*The exercise*
Starting with the first line below, extract each line through the one that contains "h-[36px] w-[240px] rounded-[5px]", inclusive, excluding pictures.

*Excerpted records*
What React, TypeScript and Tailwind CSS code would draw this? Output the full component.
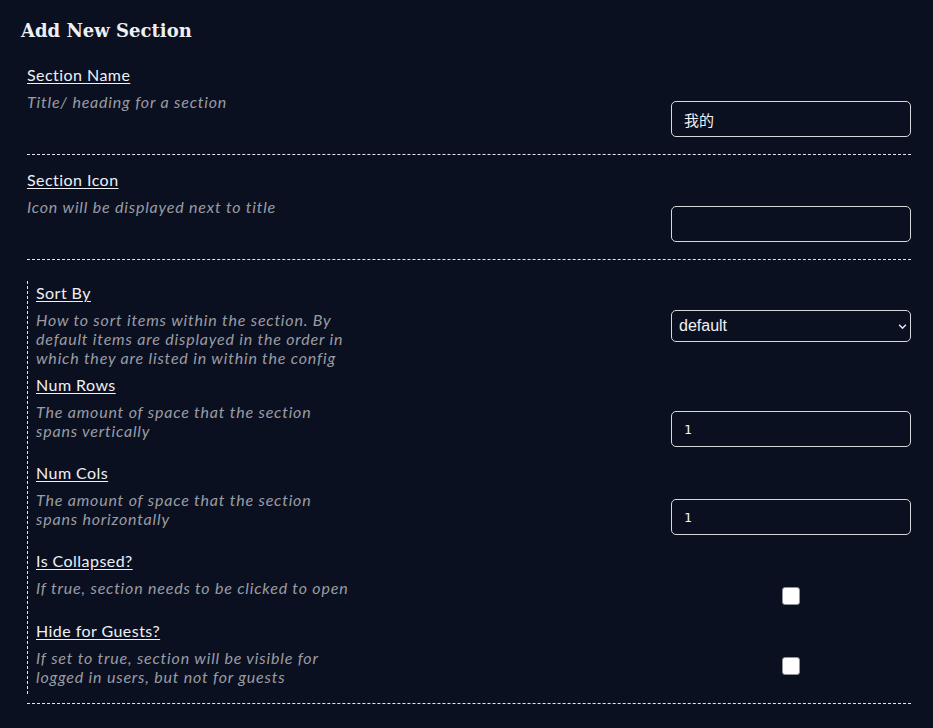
import { useState } from "react";

interface FieldProps {
  label: string;
  description: string;
  children: React.ReactNode;
}

// Label on top, description left, control in a fixed column on the right
function Field({ label, description, children }: FieldProps) {
  return (
    <div>
      <label className="block text-base leading-6 tracking-[0.45px] text-[#eef0f4] underline underline-offset-2">
        {label}
      </label>
      <div className="mt-[5px] flex items-start justify-between">
        <p className="w-[316px] text-base italic leading-[19px] tracking-[0.8px] text-[#9a9ca3]">
          {description}
        </p>
        <div className="flex w-[240px] justify-center">{children}</div>
      </div>
    </div>
  );
}

const inputClass =
  "mt-[9px] h-[36px] w-[240px] rounded-[5px] border border-[#d6d8dc] bg-[#0b1020] px-3 text-[#f1f2f4] outline-none";

function Checkbox({ checked, onChange }: { checked: boolean; onChange: () => void }) {
  return (
    <button
      type="button"
      onClick={onChange}
      className="mt-[9px] mb-[8px] flex h-[18px] w-[18px] items-center justify-center rounded-[3px] border border-[#8f9196] bg-white"
    >
      {checked && (
        <svg viewBox="0 0 12 12" className="h-3 w-3">
          <path d="M2 6.5l2.5 2.5L10 3.5" fill="none" stroke="#0b1020" strokeWidth="2" />
        </svg>
      )}
    </button>
  );
}

export default function App() {
  const [name, setName] = useState("我的");
  const [icon, setIcon] = useState("");
  const [sortBy, setSortBy] = useState("default");
  const [rows, setRows] = useState("1");
  const [cols, setCols] = useState("1");
  const [collapsed, setCollapsed] = useState(false);
  const [hideGuests, setHideGuests] = useState(false);

  return (
    <div
      className="min-h-screen bg-[#0b1020] px-[21px] pt-[20px] pb-10"
      style={{ fontFamily: "Lato, 'Noto Sans CJK SC', sans-serif" }}
    >
      <h2 className="text-[18px] font-bold leading-[22px] text-[#eef0f4] font-['DejaVu_Serif',serif]">
        Add New Section
      </h2>

      <div className="ml-[6px] mt-[21px] w-[884px]">
        {/* Top-level fields */}
        <div className="border-b border-dashed border-[#e3e5e8] pb-[17px]">
          <Field label="Section Name" description="Title/ heading for a section">
            <input
              value={name}
              onChange={(e) => setName(e.target.value)}
              className={`${inputClass} text-[15px] font-['Noto_Sans_CJK_SC',sans-serif]`}
            />
          </Field>
        </div>

        <div className="border-b border-dashed border-[#e3e5e8] pt-[13px] pb-[17px]">
          <Field label="Section Icon" description="Icon will be displayed next to title">
            <input value={icon} onChange={(e) => setIcon(e.target.value)} className={inputClass} />
          </Field>
        </div>

        {/* Display options group */}
        <div className="mt-[21px] flex flex-col gap-[6px] border-l border-dashed border-[#e3e5e8] pl-[8px] pb-[8px]">
          <Field
            label="Sort By"
            description="How to sort items within the section. By default items are displayed in the order in which they are listed in within the config"
          >
            <div className="relative w-[240px]">
              <select
                value={sortBy}
                onChange={(e) => setSortBy(e.target.value)}
                className="h-[32px] w-[240px] appearance-none rounded-[5px] border border-[#d6d8dc] bg-[#0b1020] pl-[7px] text-[16px] text-[#f1f2f4] outline-none font-['Liberation_Sans',sans-serif]"
              >
                <option value="default">default</option>
                <option value="alphabetical">alphabetical</option>
                <option value="reverse-alphabetical">reverse-alphabetical</option>
                <option value="most-used">most-used</option>
                <option value="last-used">last-used</option>
              </select>
              <svg
                viewBox="0 0 10 6"
                className="pointer-events-none absolute right-[4px] top-[14px] h-[5px] w-[9px]"
              >
                <path d="M1 1l4 4 4-4" fill="none" stroke="#e8e9ec" strokeWidth="1.8" />
              </svg>
            </div>
          </Field>

          <Field label="Num Rows" description="The amount of space that the section spans vertically">
            <input
              type="text"
              value={rows}
              onChange={(e) => setRows(e.target.value)}
              className={`${inputClass} mb-[8px] text-[13px] font-['DejaVu_Sans_Mono',monospace]`}
            />
          </Field>

          <Field label="Num Cols" description="The amount of space that the section spans horizontally">
            <input
              type="text"
              value={cols}
              onChange={(e) => setCols(e.target.value)}
              className={`${inputClass} mb-[8px] text-[13px] font-['DejaVu_Sans_Mono',monospace]`}
            />
          </Field>

          <Field label="Is Collapsed?" description="If true, section needs to be clicked to open">
            <Checkbox checked={collapsed} onChange={() => setCollapsed(!collapsed)} />
          </Field>

          <Field
            label="Hide for Guests?"
            description="If set to true, section will be visible for logged in users, but not for guests"
          >
            <Checkbox checked={hideGuests} onChange={() => setHideGuests(!hideGuests)} />
          </Field>
        </div>

        <div className="mt-[9px] border-b border-dashed border-[#e3e5e8]" />
      </div>
    </div>
  );
}
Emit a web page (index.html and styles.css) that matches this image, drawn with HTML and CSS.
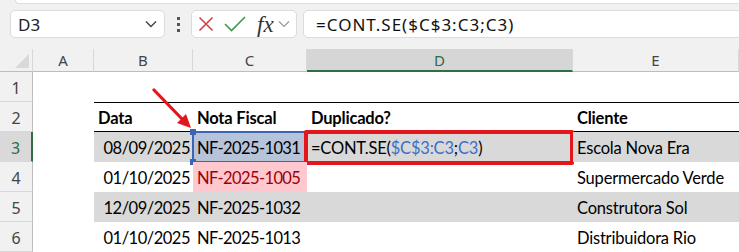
FILE: index.html
```html
<!DOCTYPE html>
<html lang="pt">
<head>
  <meta charset="UTF-8" />
  <title>CONT.SE duplicados</title>
  <link rel="stylesheet" href="styles.css">
</head>
<body>
  <div class="top-strip"></div>

  <!-- barra de fórmulas -->
  <div class="formula-bar">
    <div class="name-box">
      <span>D3</span>
      <svg class="chev" width="12" height="8" viewBox="0 0 12 8"><path d="M1 1.5 L6 6.5 L11 1.5" fill="none" stroke="#444" stroke-width="1.4"/></svg>
    </div>
    <div class="dots"><i></i><i></i><i></i></div>
    <div class="fn-box">
      <svg width="16" height="16" viewBox="0 0 16 16"><path d="M1.5 1.5 L14.5 14.5 M14.5 1.5 L1.5 14.5" stroke="#d2434a" stroke-width="1.6" fill="none"/></svg>
      <svg width="22" height="16" viewBox="0 0 22 16"><path d="M1 8 L7.5 14.5 L21 1" stroke="#3f9a4f" stroke-width="1.6" fill="none"/></svg>
      <span class="fx">fx</span>
      <svg class="chev-sm" width="12" height="8" viewBox="0 0 12 8"><path d="M1 1.5 L6 6.5 L11 1.5" fill="none" stroke="#9a9a9a" stroke-width="1.2"/></svg>
    </div>
    <div class="formula-input">=CONT.SE($C$3:C3;C3)</div>
  </div>

  <!-- planilha -->
  <div class="sheet">
    <div class="hd corner"><span class="tri"></span></div>
    <div class="hd col">A</div>
    <div class="hd col">B</div>
    <div class="hd col">C</div>
    <div class="hd col sel">D</div>
    <div class="hd col">E</div>

    <div class="hd row">1</div>
    <div class="c"></div><div class="c"></div><div class="c"></div><div class="c"></div><div class="c"></div>

    <div class="hd row">2</div>
    <div class="c"></div>
    <div class="c th">Data</div>
    <div class="c th">Nota Fiscal</div>
    <div class="c th">Duplicado?</div>
    <div class="c th">Cliente</div>

    <div class="hd row sel">3</div>
    <div class="c"></div>
    <div class="c band num">08/09/2025</div>
    <div class="c band code ref">NF-2025-1031<span class="h h-t"></span><span class="h h-b"></span></div>
    <div class="c band active">=CONT.SE(<span class="blue">$C$3:C3</span>;<span class="blue">C3</span>)<span class="mark"></span></div>
    <div class="c band">Escola Nova Era</div>

    <div class="hd row">4</div>
    <div class="c"></div>
    <div class="c num">01/10/2025</div>
    <div class="c code dup">NF-2025-1005</div>
    <div class="c"></div>
    <div class="c">Supermercado Verde</div>

    <div class="hd row">5</div>
    <div class="c"></div>
    <div class="c band num">12/09/2025</div>
    <div class="c band code">NF-2025-1032</div>
    <div class="c band"></div>
    <div class="c band">Construtora Sol</div>

    <div class="hd row">6</div>
    <div class="c"></div>
    <div class="c num">01/10/2025</div>
    <div class="c code">NF-2025-1013</div>
    <div class="c"></div>
    <div class="c">Distribuidora Rio</div>

    <svg class="arrow" width="50" height="50" viewBox="0 0 50 50">
      <path d="M3 2 L32 32" stroke="#e3161b" stroke-width="3.2" stroke-linecap="round"/>
      <path d="M40 40 L26 35 L35 26 Z" fill="#e3161b"/>
    </svg>
  </div>
</body>
</html>
```

FILE: styles.css
```css
* {
  margin: 0;
  padding: 0;
  box-sizing: border-box;
}
body {
  background: #f1f1f1;
  width: 739px;
  height: 252px;
  overflow: hidden;
  font-family: 'Noto Sans', sans-serif;
  color: #000;
}
.top-strip {
  height: 4px;
  margin-left: 15px;
  background: #fff;
  border-bottom: 1px solid #dedede;
  border-left: 1px solid #dedede;
  border-bottom-left-radius: 6px;
}
.formula-bar {
  display: flex;
  align-items: center;
  height: 45px;
  padding: 4px 0 9px 10px;
}
.name-box, .fn-box, .formula-input {
  height: 28px;
  background: #fff;
  border: 1px solid #dcdcdc;
  border-radius: 5px;
  display: flex;
  align-items: center;
}
.name-box {
  width: 155px;
  padding: 0 7px;
  justify-content: space-between;
  font-size: 17px;
  color: #222;
}
.dots {
  width: 26px;
  display: flex;
  flex-direction: column;
  align-items: center;
  gap: 3px;
}
.dots i {
  width: 3px;
  height: 3px;
  background: #555;
}
.fn-box {
  width: 106px;
  padding: 0 0 0 6px;
  gap: 10px;
}
.fx {
  font-family: 'Liberation Serif', serif;
  font-style: italic;
  font-size: 23px;
  color: #333;
  margin-left: 1px;
  margin-right: -6px;
  line-height: 1;
}
.formula-input {
  flex: 1;
  margin-left: 6px;
  margin-right: -6px;
  padding-left: 12px;
  font-size: 17px;
  letter-spacing: 1px;
  color: #111;
}

.sheet {
  position: relative;
  display: grid;
  grid-template-columns: 33px 61px 99px 114px 266px 166px;
  grid-template-rows: 23px repeat(6, 30px);
  font-family: Lato, sans-serif;
  font-size: 16.5px;
  background: #fff;
}
.hd {
  background: #f1f1f1;
  color: #444;
  font-family: 'Noto Sans', sans-serif;
  display: flex;
  align-items: center;
  justify-content: center;
}
.hd.col {
  font-size: 15px;
  border-right: 1px solid #d8d8d8;
  border-bottom: 1px solid #bdbdbd;
}
.hd.col.sel {
  background: #d6d6d6;
  color: #2e6b45;
  border-bottom: 2px solid #2e7040;
}
.hd.row {
  font-size: 16px;
  padding-top: 3px;
  border-right: 1px solid #bdbdbd;
  border-bottom: 1px solid #d8d8d8;
}
.hd.row.sel {
  background: #d9d9d9;
  color: #2e6b45;
  border-right: 2px solid #2e7040;
}
.corner {
  border-right: 1px solid #d8d8d8;
  border-bottom: 1px solid #bdbdbd;
  justify-content: flex-end;
  align-items: flex-end;
  padding: 0 3px 3px 0;
}
.tri {
  width: 0;
  height: 0;
  border-left: 14px solid transparent;
  border-bottom: 14px solid #d9d9d9;
}
.c {
  position: relative;
  display: flex;
  align-items: center;
  padding: 2px 0 0 4px;
  white-space: nowrap;
  letter-spacing: -0.2px;
}
.th {
  font-weight: 700;
  border-top: 1px solid #000;
  border-bottom: 1px solid #000;
}
.band {
  background: #d9d9d9;
}
.num {
  justify-content: flex-end;
  padding: 2px 3px 0 0;
  letter-spacing: -0.5px;
}
.code {
  letter-spacing: -0.6px;
}
.dup {
  background: #ffc7ce;
  color: #9c0006;
}
.blue {
  color: #3d6fc8;
}
.ref {
  background: #b7c3d8;
  outline: 2px solid #3c64b4;
  outline-offset: -1px;
}
.h {
  position: absolute;
  left: -3px;
  width: 6px;
  height: 6px;
  background: #3c64b4;
}
.h-t { top: -3px; }
.h-b { bottom: -3px; }
.mark {
  position: absolute;
  left: -3px;
  top: -2px;
  right: -1px;
  bottom: -3px;
  border: 4px solid #e3161b;
  border-radius: 2px;
}
.arrow {
  position: absolute;
  left: 151px;
  top: 39px;
}
```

*Output below*
What React, TypeScript and Tailwind CSS code would draw this? Output the full component.
import { useState } from "react";

interface FieldProps {
  label: string;
  description: string;
  children: React.ReactNode;
}

// Label on top, description left, control in a fixed column on the right
function Field({ label, description, children }: FieldProps) {
  return (
    <div>
      <label className="block text-base leading-6 tracking-[0.45px] text-[#eef0f4] underline underline-offset-2">
        {label}
      </label>
      <div className="mt-[5px] flex items-start justify-between">
        <p className="w-[316px] text-base italic leading-[19px] tracking-[0.8px] text-[#9a9ca3]">
          {description}
        </p>
        <div className="flex w-[240px] justify-center">{children}</div>
      </div>
    </div>
  );
}

const inputClass =
  "mt-[9px] h-[36px] w-[240px] rounded-[5px] border border-[#d6d8dc] bg-[#0b1020] px-3 text-[#f1f2f4] outline-none";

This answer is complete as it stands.